### Short problem
Lines that include the word "components" are the ones to copy.

### Data excerpt
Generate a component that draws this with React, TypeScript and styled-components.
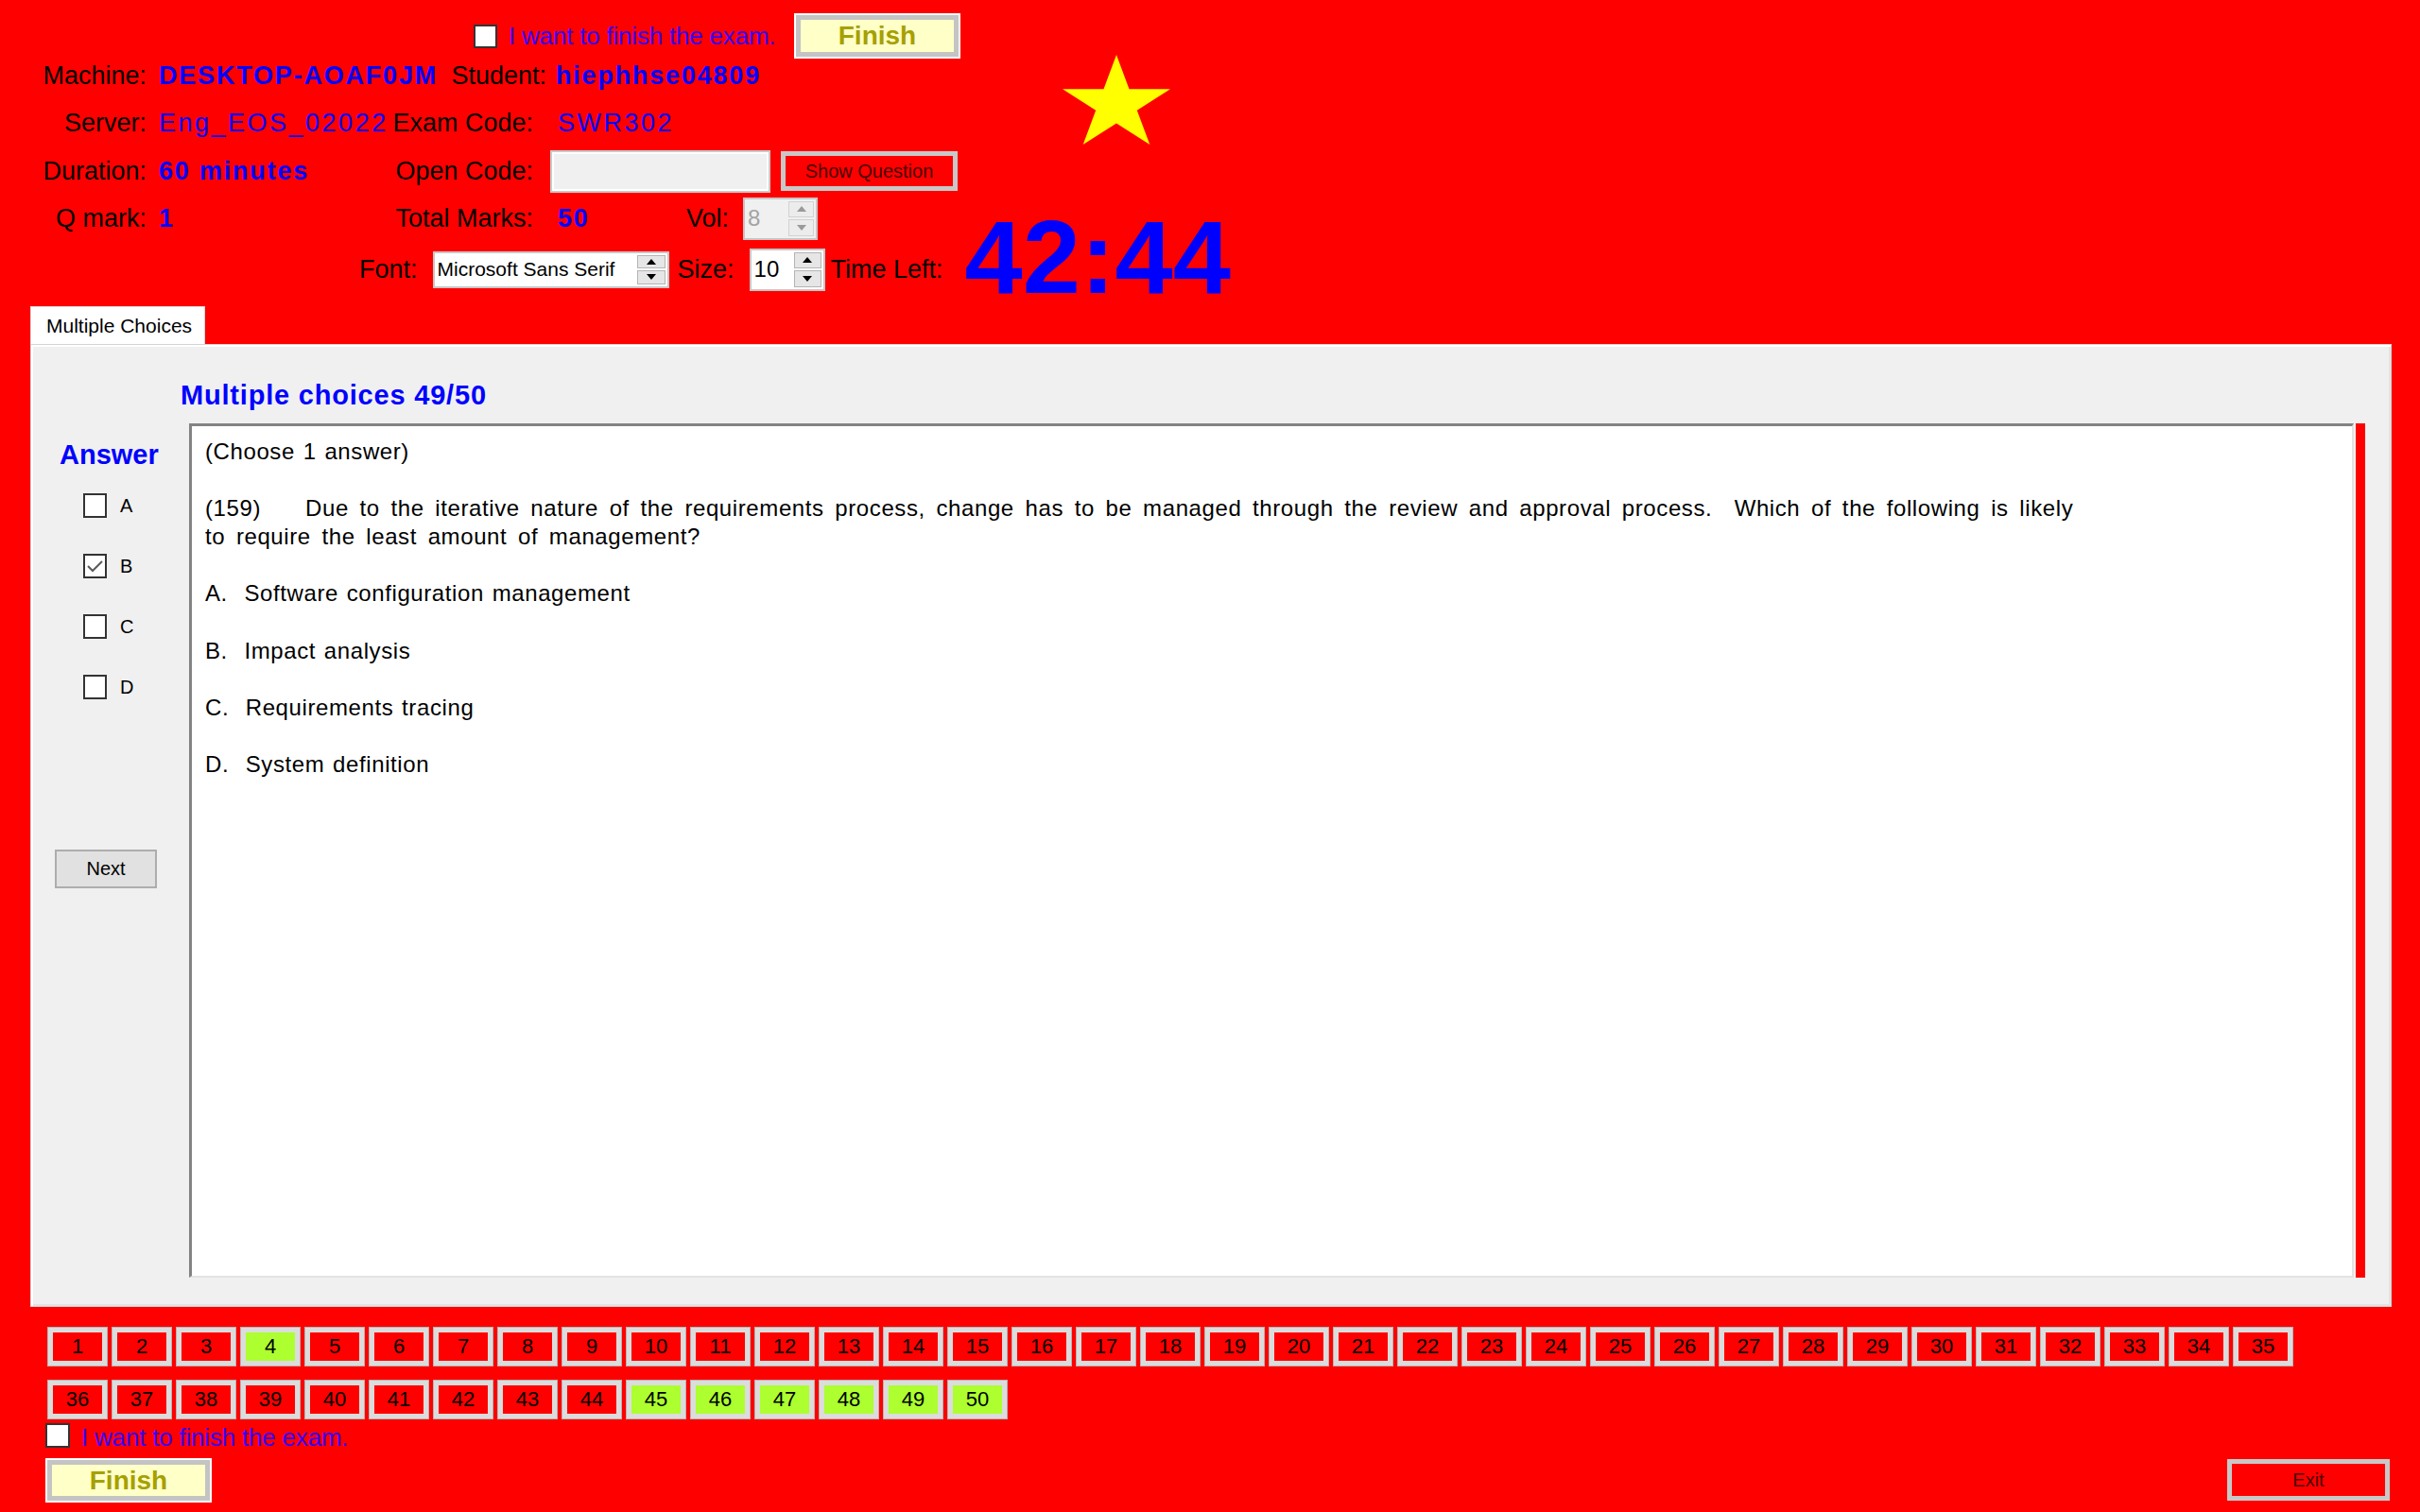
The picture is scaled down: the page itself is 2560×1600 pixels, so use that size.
import React from "react";
import styled, { createGlobalStyle } from "styled-components";

const Global = createGlobalStyle`
  html, body { margin: 0; padding: 0; background: #ff0000; }
  body { font-family: "Liberation Sans", Arial, sans-serif; overflow: hidden; }
  * { box-sizing: border-box; }
`;

const Screen = styled.div`
  width: 2560px;
  height: 1600px;
  background: #ff0000;
  display: flex;
  flex-direction: column;
  padding-top: 14px;
  color: #000;
  font-family: "Liberation Sans", Arial, sans-serif;
`;

/* ---------- header ---------- */
const Upper = styled.div`
  display: flex;
`;
const InfoStack = styled.div`
  width: 1040px;
  flex: none;
  display: flex;
  flex-direction: column;
`;
const StarCell = styled.div`
  padding: 44px 0 0 84px;
`;
const Row = styled.div<{ $h: number; $mt: number; $pl?: number }>`
  display: flex;
  align-items: center;
  height: ${(p) => p.$h}px;
  margin-top: ${(p) => p.$mt}px;
  padding-left: ${(p) => p.$pl ?? 0}px;
  font-size: 27px;
  white-space: nowrap;
`;
const Label = styled.span<{ $w?: number; $ml?: number }>`
  flex: none;
  color: #000;
  ${(p) => (p.$w ? `width: ${p.$w}px; text-align: right;` : "")}
  margin-left: ${(p) => p.$ml ?? 0}px;
`;
const Value = styled.span<{ $w?: number; $ml: number; $bold?: boolean }>`
  flex: none;
  color: #0000ff;
  font-weight: ${(p) => (p.$bold ? 700 : 400)};
  letter-spacing: ${(p) => (p.$bold ? 1.8 : 2.5)}px;
  margin-left: ${(p) => p.$ml}px;
  ${(p) => (p.$w ? `width: ${p.$w}px;` : "")}
`;
const CheckBox = styled.span<{ $w?: number; $h?: number }>`
  flex: none;
  display: inline-flex;
  align-items: center;
  justify-content: center;
  width: ${(p) => p.$w ?? 25}px;
  height: ${(p) => p.$h ?? 25}px;
  background: #fff;
  border: 2px solid #333;
`;
const FinishText = styled.span<{ $w?: number; $ml: number }>`
  flex: none;
  font-size: 26px;
  letter-spacing: -0.2px;
  color: #3300ff;
  margin-left: ${(p) => p.$ml}px;
  ${(p) => (p.$w ? `width: ${p.$w}px;` : "")}
  white-space: nowrap;
`;
const FinishButton = styled.div<{ $h: number }>`
  flex: none;
  width: 176px;
  height: ${(p) => p.$h}px;
  border: 2px solid #fff;
  box-shadow: inset 0 0 0 5px #c4c4c4;
  background: #ffffc8;
  display: flex;
  align-items: center;
  justify-content: center;
  font-size: 28px;
  font-weight: 700;
  color: #a6a000;
`;
const CodeInput = styled.div`
  flex: none;
  width: 233px;
  height: 45px;
  margin-left: 18px;
  background: #f0f0f0;
  border: 2px solid #c9c9c9;
  box-shadow: inset 0 0 0 2px #fff;
`;
const RedButton = styled.div<{ $w: number; $h: number; $ml?: number }>`
  flex: none;
  width: ${(p) => p.$w}px;
  height: ${(p) => p.$h}px;
  margin-left: ${(p) => p.$ml ?? 0}px;
  background: #ff0000;
  border: 5px solid #c8c8c8;
  display: flex;
  align-items: center;
  justify-content: center;
  font-size: 20px;
  color: #4a0000;
`;

/* spin boxes */
const SpinBox = styled.div<{ $w: number; $h: number; $ml?: number; $disabled?: boolean }>`
  flex: none;
  width: ${(p) => p.$w}px;
  height: ${(p) => p.$h}px;
  margin-left: ${(p) => p.$ml ?? 0}px;
  background: ${(p) => (p.$disabled ? "#f0f0f0" : "#fff")};
  border: 2px solid #c6c6c6;
  display: flex;
  align-items: stretch;
`;
const SpinText = styled.div<{ $size: number; $disabled?: boolean }>`
  flex: 1;
  display: flex;
  align-items: center;
  padding-left: 3px;
  font-size: ${(p) => p.$size}px;
  color: ${(p) => (p.$disabled ? "#a3a3a3" : "#000")};
  overflow: hidden;
  white-space: nowrap;
`;
const SpinArrows = styled.div<{ $w: number }>`
  flex: none;
  width: ${(p) => p.$w}px;
  display: flex;
  flex-direction: column;
  gap: 2px;
  padding: 2px 2px 2px 0;
`;
const SpinArrow = styled.div<{ $disabled?: boolean }>`
  flex: 1;
  background: ${(p) => (p.$disabled ? "#ececec" : "#e6e6e6")};
  border: 1px solid ${(p) => (p.$disabled ? "#d2d2d2" : "#b4b4b4")};
  display: flex;
  align-items: center;
  justify-content: center;
`;
const Tri = styled.span<{ $down?: boolean; $disabled?: boolean }>`
  width: 0;
  height: 0;
  border-left: 5px solid transparent;
  border-right: 5px solid transparent;
  ${(p) =>
    p.$down
      ? `border-top: 6px solid ${p.$disabled ? "#9a9a9a" : "#000"};`
      : `border-bottom: 6px solid ${p.$disabled ? "#9a9a9a" : "#000"};`}
`;
const Timer = styled.div`
  flex: none;
  margin-left: 23px;
  margin-top: -26px;
  font-size: 110px;
  line-height: 1;
  font-weight: 700;
  color: #0000ff;
`;

/* ---------- tab panel ---------- */
const TabControl = styled.div`
  margin: 16px 0 0 32px;
  width: 2498px;
  display: flex;
  flex-direction: column;
`;
const TabStrip = styled.div`
  display: flex;
  height: 40px;
`;
const Tab = styled.div`
  width: 185px;
  height: 40px;
  background: #fff;
  border: 1px solid #d9d9d9;
  border-bottom: none;
  font-size: 21px;
  padding-left: 16px;
  display: flex;
  align-items: center;
`;
const TabPage = styled.div`
  height: 1019px;
  background: #f0f0f0;
  border: 1px solid #d4d4d4;
  box-shadow: inset 2px 2px 0 #fff, inset -2px -2px 0 #e3e3e3;
  display: flex;
`;
const Sidebar = styled.div`
  width: 158px;
  flex: none;
  display: flex;
  flex-direction: column;
  padding-top: 98px;
`;
const AnswerHeading = styled.div`
  margin-left: 30px;
  font-size: 29px;
  line-height: 36px;
  font-weight: 700;
  color: #0000ff;
`;
const AnswerList = styled.div`
  margin-top: 4px;
  display: flex;
  flex-direction: column;
`;
const AnswerRow = styled.div`
  height: 64px;
  display: flex;
  align-items: center;
  gap: 14px;
  padding-left: 55px;
`;
const AnswerLetter = styled.span`
  font-size: 20px;
  color: #000;
`;
const NextButton = styled.div`
  margin: 140px 0 0 25px;
  width: 108px;
  height: 41px;
  background: #e1e1e1;
  border: 2px solid #adadad;
  display: flex;
  align-items: center;
  justify-content: center;
  font-size: 20px;
  color: #000;
`;
const Main = styled.div`
  flex: 1;
  display: flex;
  flex-direction: column;
  padding-top: 35px;
`;
const Title = styled.div`
  font-size: 29px;
  line-height: 36px;
  height: 36px;
  font-weight: 700;
  letter-spacing: 0.8px;
  color: #0000ff;
`;
const QuestionRow = styled.div`
  margin: 12px 0 0 9px;
  height: 904px;
  display: flex;
`;
const QuestionBox = styled.div`
  width: 2290px;
  height: 904px;
  flex: none;
  background: #fff;
  border-top: 3px solid #838383;
  border-left: 3px solid #838383;
  border-right: 2px solid #e3e3e3;
  border-bottom: 2px solid #e3e3e3;
  padding: 12px 14px;
  font-size: 24px;
  letter-spacing: 0.6px;
  word-spacing: 1.5px;
  line-height: 30.1px;
  color: #000;
`;
const QP = styled.p<{ $ws?: number }>`
  margin: 0 0 30.1px 0;
  white-space: pre-wrap;
  ${(p) => (p.$ws ? `word-spacing: ${p.$ws}px;` : "")}
`;
const TabGap = styled.span`
  display: inline-block;
  width: 47px;
`;
const RedBar = styled.div`
  width: 10px;
  margin-left: 2px;
  height: 904px;
  background: #ff0000;
`;

/* ---------- bottom ---------- */
const NumberGrid = styled.div`
  margin: 21px 0 0 50px;
  display: flex;
  flex-direction: column;
  gap: 14px;
`;
const NumRow = styled.div`
  display: flex;
  gap: 4px;
`;
const NumButton = styled.div<{ $done?: boolean }>`
  width: 64px;
  height: 42px;
  flex: none;
  border: 6px solid #dcdcdc;
  outline: 1px solid #b4b4b4;
  outline-offset: -1px;
  background: ${(p) => (p.$done ? "#adff2f" : "#ff0000")};
  display: flex;
  align-items: center;
  justify-content: center;
  font-size: 22px;
  color: #000;
`;
const CheckRow = styled.div`
  margin-top: 4px;
  height: 26px;
  padding-left: 48px;
  display: flex;
  align-items: center;
`;
const BottomText = styled(FinishText)`
  padding-top: 5px;
`;
const BottomRow = styled.div`
  margin-top: 11px;
  padding: 0 32px 0 48px;
  display: flex;
  justify-content: space-between;
  align-items: flex-start;
`;
const ExitWrap = styled.div`
  margin-top: 1px;
`;

const Star = () => (
  <svg width="114" height="95" viewBox="0 0 114 108.5" preserveAspectRatio="none">
    <polygon
      fill="#ffff00"
      points="57,0 70.5,41.5 114,41.5 78.8,67.1 92.3,108.5 57,82.9 21.7,108.5 35.2,67.1 0,41.5 43.5,41.5"
    />
  </svg>
);

const Tick = () => (
  <svg width="19" height="16" viewBox="0 0 19 16">
    <polyline points="2,8 7,13 17,3" fill="none" stroke="#5a5a5a" strokeWidth="2" />
  </svg>
);

const Spin: React.FC<{
  w: number;
  h: number;
  ml?: number;
  text: string;
  size: number;
  aw: number;
  disabled?: boolean;
}> = ({ w, h, ml, text, size, aw, disabled }) => (
  <SpinBox $w={w} $h={h} $ml={ml} $disabled={disabled}>
    <SpinText $size={size} $disabled={disabled}>{text}</SpinText>
    <SpinArrows $w={aw}>
      <SpinArrow $disabled={disabled}>
        <Tri $disabled={disabled} />
      </SpinArrow>
      <SpinArrow $disabled={disabled}>
        <Tri $down $disabled={disabled} />
      </SpinArrow>
    </SpinArrows>
  </SpinBox>
);

const done = new Set([4, 45, 46, 47, 48, 49, 50]);
const row1 = Array.from({ length: 35 }, (_, i) => i + 1);
const row2 = Array.from({ length: 15 }, (_, i) => i + 36);

export default function App() {
  return (
    <>
      <Global />
      <Screen>
        <Upper>
          <InfoStack>
            <Row $h={48} $mt={0} $pl={501}>
              <CheckBox />
              <FinishText $ml={12} $w={302}>I want to finish the exam.</FinishText>
              <FinishButton $h={48}>Finish</FinishButton>
            </Row>
            <Row $h={36} $mt={0}>
              <Label $w={155}>Machine:</Label>
              <Value $ml={13} $w={295} $bold>DESKTOP-AOAF0JM</Value>
              <Label $w={115}>Student:</Label>
              <Value $ml={10} $bold>hiephhse04809</Value>
            </Row>
            <Row $h={36} $mt={14}>
              <Label $w={155}>Server:</Label>
              <Value $ml={13} $w={245}>Eng_EOS_02022</Value>
              <Label $w={151}>Exam Code:</Label>
              <Value $ml={26}>SWR302</Value>
            </Row>
            <Row $h={46} $mt={10}>
              <Label $w={155}>Duration:</Label>
              <Value $ml={13} $w={245} $bold>60 minutes</Value>
              <Label $w={151}>Open Code:</Label>
              <CodeInput />
              <RedButton $w={187} $h={42} $ml={11}>Show Question</RedButton>
            </Row>
            <Row $h={46} $mt={4}>
              <Label $w={155}>Q mark:</Label>
              <Value $ml={13} $w={245} $bold>1</Value>
              <Label $w={151}>Total Marks:</Label>
              <Value $ml={26} $w={136} $bold>50</Value>
              <Label>Vol:</Label>
              <Spin w={79} h={45} ml={15} text="8" size={24} aw={29} disabled />
            </Row>
          </InfoStack>
          <StarCell>
            <Star />
          </StarCell>
        </Upper>
        <Row $h={46} $mt={8} $pl={380}>
          <Label>Font:</Label>
          <Spin w={250} h={39} ml={16} text="Microsoft Sans Serif" size={21} aw={32} />
          <Label $ml={9}>Size:</Label>
          <Spin w={80} h={45} ml={16} text="10" size={24} aw={31} />
          <Label $ml={6}>Time Left:</Label>
          <Timer>42:44</Timer>
        </Row>

        <TabControl>
          <TabStrip>
            <Tab>Multiple Choices</Tab>
          </TabStrip>
          <TabPage>
            <Sidebar>
              <AnswerHeading>Answer</AnswerHeading>
              <AnswerList>
                {["A", "B", "C", "D"].map((l) => (
                  <AnswerRow key={l}>
                    <CheckBox $w={25} $h={26}>{l === "B" ? <Tick /> : null}</CheckBox>
                    <AnswerLetter>{l}</AnswerLetter>
                  </AnswerRow>
                ))}
              </AnswerList>
              <NextButton>Next</NextButton>
            </Sidebar>
            <Main>
              <Title>Multiple choices 49/50</Title>
              <QuestionRow>
                <QuestionBox>
                  <QP>(Choose 1 answer)</QP>
                  <QP $ws={4.4}>
                    (159)<TabGap />Due to the iterative nature of the requirements process, change has to be managed through the review and approval process.  Which of the following is likely
                    <br />
                    to require the least amount of management?
                  </QP>
                  <QP>A.  Software configuration management</QP>
                  <QP>B.  Impact analysis</QP>
                  <QP>C.  Requirements tracing</QP>
                  <QP>D.  System definition</QP>
                </QuestionBox>
                <RedBar />
              </QuestionRow>
            </Main>
          </TabPage>
        </TabControl>

        <NumberGrid>
          <NumRow>
            {row1.map((n) => (
              <NumButton key={n} $done={done.has(n)}>{n}</NumButton>
            ))}
          </NumRow>
          <NumRow>
            {row2.map((n) => (
              <NumButton key={n} $done={done.has(n)}>{n}</NumButton>
            ))}
          </NumRow>
        </NumberGrid>
        <CheckRow>
          <CheckBox $w={26} $h={26} />
          <BottomText $ml={12}>I want to finish the exam.</BottomText>
        </CheckRow>
        <BottomRow>
          <FinishButton $h={47}>Finish</FinishButton>
          <ExitWrap>
            <RedButton $w={172} $h={44}>Exit</RedButton>
          </ExitWrap>
        </BottomRow>
      </Screen>
    </>
  );
}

### Correct result
Generate a component that draws this with React, TypeScript and styled-components.
import styled, { createGlobalStyle } from "styled-components";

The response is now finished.